顎関節症
右と左の関節の形、大きさ、高さが違います。
皆さんは、『顎関節症』という言葉をご存知でしょうか?
以前は、顎の関節が痛いとか、『カクカク』鳴る等の症状の事を言っていましたが最近は多くの事が解明されてきて、 『かみ合わせが不良』により頭痛や肩凝り、耳鳴りめまい、腰痛、手のしびれ、さらにそれらの症状に心の問題まで引き起こし、 さらに『かみ合わせが不良』による心身症や自律神経失調症などの不定愁訴の症状をそう言うようになりました。
最近でこそテレビや新聞などのマスコミで、よく取り上げられるようになりましたが、少し前にこの様な事を口にすると、 『バカな歯医者が変な事を口にしている。』としか受け止められませんでした。 しかし、かみ合わせを治療する歯科医師が少しずつ増え、かなりの患者さんに効果が有るという事実の積み重ねによって、 今では、世の中で『かみ合わせ不良』が不定愁訴の原因の一つとして認められています。 一般医科で原因が特定できない不定愁訴のかなりの症例は、ストレスとかみ合わせ不良が原因の場合が多く、かみ合わせ治療により、 かなりの確率で症状が治癒したり軽減されたりします。ただ、完璧というわけでは無いのが、悔しくも有り、不思議でも有り、 人間の不思議さを痛感させられます。

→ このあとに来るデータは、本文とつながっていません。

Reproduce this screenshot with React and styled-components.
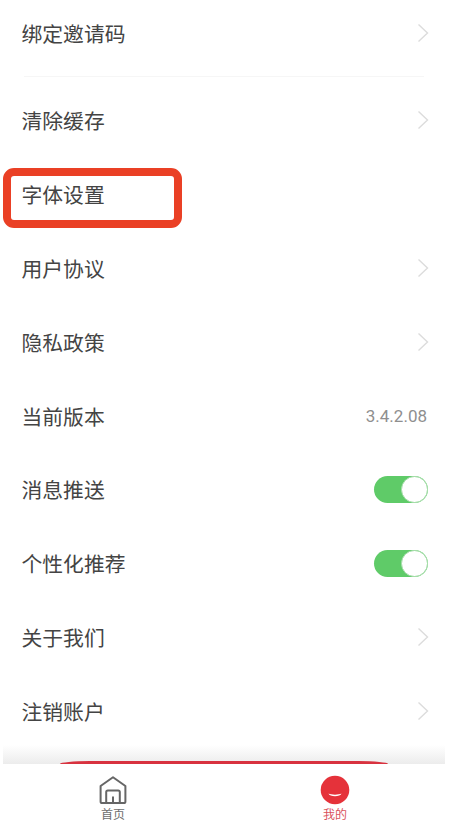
import React from "react";
import styled, { createGlobalStyle } from "styled-components";

const GlobalStyle = createGlobalStyle`
  html, body {
    margin: 0;
    padding: 0;
    background: #fff;
    font-family: "Noto Sans CJK SC", "Noto Sans", sans-serif;
  }
`;

const Page = styled.div`
  width: 448px;
  height: 836px;
  overflow: hidden;
`;

const Row = styled.div`
  position: relative;
  display: flex;
  align-items: center;
  justify-content: space-between;
  box-sizing: border-box;
  height: ${({ $first }) => ($first ? "68px" : "73.85px")};
  padding: 0 20px 1.4px 21.5px;
`;

const Label = styled.span`
  font-size: 20.8px;
  line-height: 28px;
  color: #444;
`;

const Chevron = styled.svg`
  display: block;
  width: 12px;
  height: 20px;
  margin-right: -1px;
  fill: none;
  stroke: #dcdcdc;
  stroke-width: 1.4;
`;

const Divider = styled.div`
  height: 1px;
  margin: 8px 24px 7px;
  background: #f6f6f6;
`;

const Highlight = styled.div`
  position: absolute;
  top: 10px;
  left: 3px;
  box-sizing: border-box;
  width: 179px;
  height: 60px;
  border: 8px solid #ea4025;
  border-radius: 11px;
`;

const Version = styled.span`
  margin-right: 1px;
  font-family: Roboto, "Noto Sans", sans-serif;
  font-size: 17px;
  color: #8f8f8f;
`;

const Toggle = styled.div`
  display: flex;
  justify-content: flex-end;
  box-sizing: border-box;
  width: 54px;
  height: 27px;
  border-radius: 14px;
  background: #5fcb68;
`;

const Knob = styled.div`
  box-sizing: border-box;
  width: 27px;
  height: 27px;
  border: 1px solid #a5dca9;
  border-radius: 50%;
  background: #fff;
`;

const Fade = styled.div`
  position: relative;
  height: 19.35px;
  margin: -4px 3px 0;
  background: linear-gradient(to bottom, rgba(238, 238, 238, 0), #ececec);
`;

const ButtonEdge = styled.div`
  position: absolute;
  left: 57px;
  right: 57px;
  bottom: 0;
  height: 3px;
  border-radius: 30px 30px 0 0 / 3px 3px 0 0;
  background: #d8323f;
`;

const Nav = styled.nav`
  display: grid;
  grid-template-columns: 222px 222px;
  height: 72px;
  padding: 0 2px;
`;

const NavItem = styled.div`
  display: flex;
  flex-direction: column;
  align-items: center;
  padding-top: 11px;
`;

const NavIcon = styled.svg`
  display: block;
  width: 30px;
  height: 30px;
`;

const NavLabel = styled.span`
  font-size: 12px;
  line-height: 18px;
  color: ${({ $active }) => ($active ? "#d9525c" : "#6e6e6e")};
`;

const rows = [
  { label: "绑定邀请码", first: true, arrow: true },
  { divider: true },
  { label: "清除缓存", arrow: true },
  { label: "字体设置", marked: true },
  { label: "用户协议", arrow: true },
  { label: "隐私政策", arrow: true },
  { label: "当前版本", version: "3.4.2.08" },
  { label: "消息推送", toggle: true },
  { label: "个性化推荐", toggle: true },
  { label: "关于我们", arrow: true },
  { label: "注销账户", arrow: true },
];

const Arrow = () => (
  <Chevron viewBox="0 0 12 20">
    <path d="M1.5 1.5 10.5 10 1.5 18.5" />
  </Chevron>
);

const HomeIcon = () => (
  <NavIcon viewBox="0 0 30 30" fill="none" stroke="#666" strokeWidth="2" strokeLinejoin="round">
    <path d="M15 2.2 2.6 11V26.4C2.6 27.4 3.2 28 4.2 28H25.8C26.8 28 27.4 27.4 27.4 26.4V11Z" />
    <path d="M8.2 28V17C8.2 16 8.8 15.5 9.8 15.5H20.2C21.2 15.5 21.8 16 21.8 17V28" />
    <path d="M15 21.5V28" />
  </NavIcon>
);

const MineIcon = () => (
  <NavIcon viewBox="0 0 30 30">
    <circle cx="15" cy="15" r="14.3" fill="#e5323a" />
    <path d="M8.5 18.5C11 20 19 20 21.5 18.5 20.5 22 9.5 22 8.5 18.5Z" fill="#fff" />
  </NavIcon>
);

const App = () => {
  return (
    <Page>
      <GlobalStyle />
      {rows.map((row, i) =>
        row.divider ? (
          <Divider key={i} />
        ) : (
          <Row key={i} $first={row.first}>
            <Label>{row.label}</Label>
            {row.arrow && <Arrow />}
            {row.version && <Version>{row.version}</Version>}
            {row.toggle && (
              <Toggle>
                <Knob />
              </Toggle>
            )}
            {row.marked && <Highlight />}
          </Row>
        )
      )}
      <Fade>
        <ButtonEdge />
      </Fade>
      <Nav>
        <NavItem>
          <HomeIcon />
          <NavLabel>首页</NavLabel>
        </NavItem>
        <NavItem>
          <MineIcon />
          <NavLabel $active>我的</NavLabel>
        </NavItem>
      </Nav>
    </Page>
  );
};

export default App;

『かみ合わせ不良』と不定愁訴との関係に疑問を持たれるかもしれませんが、『口』の位置を考えてください。
すぐ上には鼻が有り、目があります。奥の方には、のどが有り、その上に大切な脳があり、 特に松果体や視床(自律神経の中枢)と接しています。 顎関節の後ろには耳が有り、さらに頚椎で支えられ、下顎の下にはのどや甲状腺が有り、密接に関連し有っています。 これらの位置関係を考えただけで、関連が無いわけがありません。さらに口をとりまく多数の筋肉が、複雑に存在しているわけです。 偏頭痛の90%以上は筋肉(側頭筋等)の凝り(スパズム)だと言われています。 さらに、下顎は頭位のバランスをとる大切な役割を果たしています。 下顎の位置が狂う事によって姿勢が変化し肩凝りや腰痛、膝の痛み等と関連してきます。
たかが『かみ合わせ』、されど『かみ合わせ』 というわけです。
『かみ合わせ不良』によって起こる色々な不定愁訴症状は、基本的に筋肉の過剰疲労により1次的、2次的、 あるいは3次的に発生すると考えられています。 と言うのは、『かみ合わせ不良』の位置で噛もうとする時に筋肉は、本来の生理的収縮以上の収縮と 無理な方向へ収縮する事を強いられます。 また『かみ合わせ不良』によってバランスが壊れ、頭位か変化し、それを支えるために筋肉が無理をし、 姿勢が悪くなりさらに他の筋肉にまで無理を強いるようになるのです。 下顎は姿勢を決定する1つの重要なキーポイントなのです。
四足歩行をしていた動物が、長い進化の過程で二足歩行となりました。『ヒト』が直立する事により とても重い頭が上方に位置するようになりました。当然『ヒト』の重心が上方に移動し、 非常に不安定な構造を作り上げて来たのです。 赤ちゃんが初めて自分だけで立ち上がろうとする時の、とても不安定な状況を思い出して下さい。 いつの間にか直立二足歩行に慣れきって、平気でいるのですが、本来は色々な筋肉のバランスのとれた サポートのおかげで、直立二足歩行が可能になっているのです。
上方の非常に重い頭の位置で、そのバランスが壊れると、またたく間に姿勢が悪くなっていくのです。そしてそれをサポートする全ての筋肉に無理が生じ、色々な不定愁訴が起きてくるのです。
下顎は第5番目の四肢ともみなす事が出来ます。当然、左右、前後のバランスが取れていなければならないのです。 『ヒト』の祖先である四足動物は、『ヒト』の手に当たる役割を噛む事によってこなす事もあります。たとえば捕った獲物を、 自分の安全範囲に移動させる時に、くわえて移動させます。 テレビで見る、利口な犬は口で色々な業をやってくれます。 このように下顎は、可動範囲は大きくありませんが一種の手や足のような役目や存在で有ります。 また、下顎は運動をする時に、人体の中で唯一同時に2つの『顎関節』が関与するという特殊なパターンを行います。